> _PROBLEM DETAILS_
Copy the data precisely, keeping every character.
** Begin **
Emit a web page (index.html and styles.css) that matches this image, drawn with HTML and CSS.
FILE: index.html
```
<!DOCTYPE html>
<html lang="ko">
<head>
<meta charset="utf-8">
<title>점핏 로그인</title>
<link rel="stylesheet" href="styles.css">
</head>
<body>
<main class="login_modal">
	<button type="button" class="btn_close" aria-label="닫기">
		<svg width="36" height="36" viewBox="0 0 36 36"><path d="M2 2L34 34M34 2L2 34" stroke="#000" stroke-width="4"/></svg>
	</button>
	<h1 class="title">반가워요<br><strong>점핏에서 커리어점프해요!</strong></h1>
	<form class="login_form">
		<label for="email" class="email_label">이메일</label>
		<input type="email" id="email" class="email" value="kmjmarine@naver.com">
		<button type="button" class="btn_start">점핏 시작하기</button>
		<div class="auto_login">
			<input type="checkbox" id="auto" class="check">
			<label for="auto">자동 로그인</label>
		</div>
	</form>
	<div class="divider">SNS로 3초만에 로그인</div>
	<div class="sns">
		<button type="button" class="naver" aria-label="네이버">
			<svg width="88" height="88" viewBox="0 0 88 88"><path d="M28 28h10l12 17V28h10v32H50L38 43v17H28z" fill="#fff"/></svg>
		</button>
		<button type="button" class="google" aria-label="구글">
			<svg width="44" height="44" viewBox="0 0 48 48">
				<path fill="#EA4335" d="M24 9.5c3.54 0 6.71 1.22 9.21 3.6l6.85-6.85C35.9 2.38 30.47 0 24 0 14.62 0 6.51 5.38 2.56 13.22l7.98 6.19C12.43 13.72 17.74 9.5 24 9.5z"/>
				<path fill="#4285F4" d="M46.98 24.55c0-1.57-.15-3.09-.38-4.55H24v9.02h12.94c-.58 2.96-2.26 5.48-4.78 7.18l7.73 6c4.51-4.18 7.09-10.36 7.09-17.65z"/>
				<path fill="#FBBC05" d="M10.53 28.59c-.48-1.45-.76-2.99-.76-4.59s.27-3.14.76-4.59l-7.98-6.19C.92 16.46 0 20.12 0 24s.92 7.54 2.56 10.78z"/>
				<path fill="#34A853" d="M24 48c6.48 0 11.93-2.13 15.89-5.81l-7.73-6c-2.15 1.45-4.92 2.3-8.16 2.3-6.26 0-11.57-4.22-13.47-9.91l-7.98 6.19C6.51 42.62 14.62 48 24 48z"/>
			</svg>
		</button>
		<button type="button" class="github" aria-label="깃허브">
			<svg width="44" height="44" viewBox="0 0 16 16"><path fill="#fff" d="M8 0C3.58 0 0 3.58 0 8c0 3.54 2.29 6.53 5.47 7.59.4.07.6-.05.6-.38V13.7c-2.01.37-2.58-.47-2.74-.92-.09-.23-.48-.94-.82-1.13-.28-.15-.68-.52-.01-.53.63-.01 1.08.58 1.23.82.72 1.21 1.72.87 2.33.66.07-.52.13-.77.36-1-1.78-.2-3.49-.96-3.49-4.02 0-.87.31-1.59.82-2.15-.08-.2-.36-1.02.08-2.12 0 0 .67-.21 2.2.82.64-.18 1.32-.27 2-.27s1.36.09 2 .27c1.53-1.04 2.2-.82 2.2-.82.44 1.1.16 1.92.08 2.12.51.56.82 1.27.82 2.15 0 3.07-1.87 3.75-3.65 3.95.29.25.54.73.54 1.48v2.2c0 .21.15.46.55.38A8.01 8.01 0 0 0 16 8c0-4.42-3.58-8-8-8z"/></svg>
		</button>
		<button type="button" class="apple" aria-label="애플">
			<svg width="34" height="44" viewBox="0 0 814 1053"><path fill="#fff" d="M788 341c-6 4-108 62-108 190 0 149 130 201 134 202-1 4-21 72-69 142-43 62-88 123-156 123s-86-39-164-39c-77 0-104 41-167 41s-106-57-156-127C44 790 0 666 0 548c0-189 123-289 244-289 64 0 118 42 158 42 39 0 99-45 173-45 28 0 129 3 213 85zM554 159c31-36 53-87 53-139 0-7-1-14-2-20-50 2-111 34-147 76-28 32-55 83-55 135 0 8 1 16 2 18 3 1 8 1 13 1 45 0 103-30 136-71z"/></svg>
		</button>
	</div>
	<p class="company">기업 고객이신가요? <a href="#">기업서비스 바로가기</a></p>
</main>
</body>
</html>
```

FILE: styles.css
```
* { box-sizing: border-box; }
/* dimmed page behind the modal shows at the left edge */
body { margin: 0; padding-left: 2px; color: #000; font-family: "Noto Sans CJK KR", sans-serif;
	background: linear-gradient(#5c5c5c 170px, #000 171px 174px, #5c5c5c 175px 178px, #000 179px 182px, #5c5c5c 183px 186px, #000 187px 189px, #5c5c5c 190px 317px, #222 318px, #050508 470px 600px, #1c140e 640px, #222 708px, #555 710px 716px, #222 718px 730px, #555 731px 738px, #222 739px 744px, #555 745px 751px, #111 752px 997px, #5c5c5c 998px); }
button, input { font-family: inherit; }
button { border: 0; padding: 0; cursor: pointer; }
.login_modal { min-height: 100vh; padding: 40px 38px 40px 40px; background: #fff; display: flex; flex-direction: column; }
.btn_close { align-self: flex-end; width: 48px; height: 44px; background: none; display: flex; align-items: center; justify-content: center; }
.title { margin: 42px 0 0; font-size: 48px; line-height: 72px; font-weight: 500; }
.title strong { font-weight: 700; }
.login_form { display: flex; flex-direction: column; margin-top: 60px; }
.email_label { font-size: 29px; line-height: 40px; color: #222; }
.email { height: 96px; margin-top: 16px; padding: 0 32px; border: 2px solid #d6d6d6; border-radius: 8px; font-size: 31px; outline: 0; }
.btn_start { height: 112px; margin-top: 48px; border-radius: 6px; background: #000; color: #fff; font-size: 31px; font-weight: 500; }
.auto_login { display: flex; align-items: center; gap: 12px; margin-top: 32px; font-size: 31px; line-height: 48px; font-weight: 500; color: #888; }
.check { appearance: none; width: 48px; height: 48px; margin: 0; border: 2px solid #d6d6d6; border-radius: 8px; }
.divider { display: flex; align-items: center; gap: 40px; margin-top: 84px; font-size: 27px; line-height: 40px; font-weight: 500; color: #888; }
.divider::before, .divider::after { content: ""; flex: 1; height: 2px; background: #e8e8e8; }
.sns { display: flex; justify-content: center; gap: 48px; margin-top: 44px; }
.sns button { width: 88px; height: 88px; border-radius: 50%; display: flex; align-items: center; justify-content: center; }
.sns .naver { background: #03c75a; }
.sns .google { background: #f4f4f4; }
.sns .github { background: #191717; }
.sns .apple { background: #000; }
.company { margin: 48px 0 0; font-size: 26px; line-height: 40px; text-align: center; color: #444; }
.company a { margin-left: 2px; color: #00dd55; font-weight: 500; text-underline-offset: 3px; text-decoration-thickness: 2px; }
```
** End **
> _RESULT OF THIS EXERCISE_
Emit a web page (index.html and styles.css) that matches this image, drawn with HTML and CSS.
FILE: index.html
```
<!DOCTYPE html>
<html lang="ko">
<head>
<meta charset="utf-8">
<title>점핏 로그인</title>
<link rel="stylesheet" href="styles.css">
</head>
<body>
<main class="login_modal">
	<button type="button" class="btn_close" aria-label="닫기">
		<svg width="36" height="36" viewBox="0 0 36 36"><path d="M2 2L34 34M34 2L2 34" stroke="#000" stroke-width="4"/></svg>
	</button>
	<h1 class="title">반가워요<br><strong>점핏에서 커리어점프해요!</strong></h1>
	<form class="login_form">
		<label for="email" class="email_label">이메일</label>
		<input type="email" id="email" class="email" value="kmjmarine@naver.com">
		<button type="button" class="btn_start">점핏 시작하기</button>
		<div class="auto_login">
			<input type="checkbox" id="auto" class="check">
			<label for="auto">자동 로그인</label>
		</div>
	</form>
	<div class="divider">SNS로 3초만에 로그인</div>
	<div class="sns">
		<button type="button" class="naver" aria-label="네이버">
			<svg width="88" height="88" viewBox="0 0 88 88"><path d="M28 28h10l12 17V28h10v32H50L38 43v17H28z" fill="#fff"/></svg>
		</button>
		<button type="button" class="google" aria-label="구글">
			<svg width="44" height="44" viewBox="0 0 48 48">
				<path fill="#EA4335" d="M24 9.5c3.54 0 6.71 1.22 9.21 3.6l6.85-6.85C35.9 2.38 30.47 0 24 0 14.62 0 6.51 5.38 2.56 13.22l7.98 6.19C12.43 13.72 17.74 9.5 24 9.5z"/>
				<path fill="#4285F4" d="M46.98 24.55c0-1.57-.15-3.09-.38-4.55H24v9.02h12.94c-.58 2.96-2.26 5.48-4.78 7.18l7.73 6c4.51-4.18 7.09-10.36 7.09-17.65z"/>
				<path fill="#FBBC05" d="M10.53 28.59c-.48-1.45-.76-2.99-.76-4.59s.27-3.14.76-4.59l-7.98-6.19C.92 16.46 0 20.12 0 24s.92 7.54 2.56 10.78z"/>
				<path fill="#34A853" d="M24 48c6.48 0 11.93-2.13 15.89-5.81l-7.73-6c-2.15 1.45-4.92 2.3-8.16 2.3-6.26 0-11.57-4.22-13.47-9.91l-7.98 6.19C6.51 42.62 14.62 48 24 48z"/>
			</svg>
		</button>
		<button type="button" class="github" aria-label="깃허브">
			<svg width="44" height="44" viewBox="0 0 16 16"><path fill="#fff" d="M8 0C3.58 0 0 3.58 0 8c0 3.54 2.29 6.53 5.47 7.59.4.07.6-.05.6-.38V13.7c-2.01.37-2.58-.47-2.74-.92-.09-.23-.48-.94-.82-1.13-.28-.15-.68-.52-.01-.53.63-.01 1.08.58 1.23.82.72 1.21 1.72.87 2.33.66.07-.52.13-.77.36-1-1.78-.2-3.49-.96-3.49-4.02 0-.87.31-1.59.82-2.15-.08-.2-.36-1.02.08-2.12 0 0 .67-.21 2.2.82.64-.18 1.32-.27 2-.27s1.36.09 2 .27c1.53-1.04 2.2-.82 2.2-.82.44 1.1.16 1.92.08 2.12.51.56.82 1.27.82 2.15 0 3.07-1.87 3.75-3.65 3.95.29.25.54.73.54 1.48v2.2c0 .21.15.46.55.38A8.01 8.01 0 0 0 16 8c0-4.42-3.58-8-8-8z"/></svg>
		</button>
		<button type="button" class="apple" aria-label="애플">
			<svg width="34" height="44" viewBox="0 0 814 1053"><path fill="#fff" d="M788 341c-6 4-108 62-108 190 0 149 130 201 134 202-1 4-21 72-69 142-43 62-88 123-156 123s-86-39-164-39c-77 0-104 41-167 41s-106-57-156-127C44 790 0 666 0 548c0-189 123-289 244-289 64 0 118 42 158 42 39 0 99-45 173-45 28 0 129 3 213 85zM554 159c31-36 53-87 53-139 0-7-1-14-2-20-50 2-111 34-147 76-28 32-55 83-55 135 0 8 1 16 2 18 3 1 8 1 13 1 45 0 103-30 136-71z"/></svg>
		</button>
	</div>
	<p class="company">기업 고객이신가요? <a href="#">기업서비스 바로가기</a></p>
</main>
</body>
</html>
```

FILE: styles.css
```
* { box-sizing: border-box; }
/* dimmed page behind the modal shows at the left edge */
body { margin: 0; padding-left: 2px; color: #000; font-family: "Noto Sans CJK KR", sans-serif;
	background: linear-gradient(#5c5c5c 170px, #000 171px 174px, #5c5c5c 175px 178px, #000 179px 182px, #5c5c5c 183px 186px, #000 187px 189px, #5c5c5c 190px 317px, #222 318px, #050508 470px 600px, #1c140e 640px, #222 708px, #555 710px 716px, #222 718px 730px, #555 731px 738px, #222 739px 744px, #555 745px 751px, #111 752px 997px, #5c5c5c 998px); }
button, input { font-family: inherit; }
button { border: 0; padding: 0; cursor: pointer; }
.login_modal { min-height: 100vh; padding: 40px 38px 40px 40px; background: #fff; display: flex; flex-direction: column; }
.btn_close { align-self: flex-end; width: 48px; height: 44px; background: none; display: flex; align-items: center; justify-content: center; }
.title { margin: 42px 0 0; font-size: 48px; line-height: 72px; font-weight: 500; }
.title strong { font-weight: 700; }
.login_form { display: flex; flex-direction: column; margin-top: 60px; }
.email_label { font-size: 29px; line-height: 40px; color: #222; }
.email { height: 96px; margin-top: 16px; padding: 0 32px; border: 2px solid #d6d6d6; border-radius: 8px; font-size: 31px; outline: 0; }
.btn_start { height: 112px; margin-top: 48px; border-radius: 6px; background: #000; color: #fff; font-size: 31px; font-weight: 500; }
.auto_login { display: flex; align-items: center; gap: 12px; margin-top: 32px; font-size: 31px; line-height: 48px; font-weight: 500; color: #888; }
.check { appearance: none; width: 48px; height: 48px; margin: 0; border: 2px solid #d6d6d6; border-radius: 8px; }
.divider { display: flex; align-items: center; gap: 40px; margin-top: 84px; font-size: 27px; line-height: 40px; font-weight: 500; color: #888; }
.divider::before, .divider::after { content: ""; flex: 1; height: 2px; background: #e8e8e8; }
.sns { display: flex; justify-content: center; gap: 48px; margin-top: 44px; }
.sns button { width: 88px; height: 88px; border-radius: 50%; display: flex; align-items: center; justify-content: center; }
.sns .naver { background: #03c75a; }
.sns .google { background: #f4f4f4; }
.sns .github { background: #191717; }
.sns .apple { background: #000; }
.company { margin: 48px 0 0; font-size: 26px; line-height: 40px; text-align: center; color: #444; }
.company a { margin-left: 2px; color: #00dd55; font-weight: 500; text-underline-offset: 3px; text-decoration-thickness: 2px; }
```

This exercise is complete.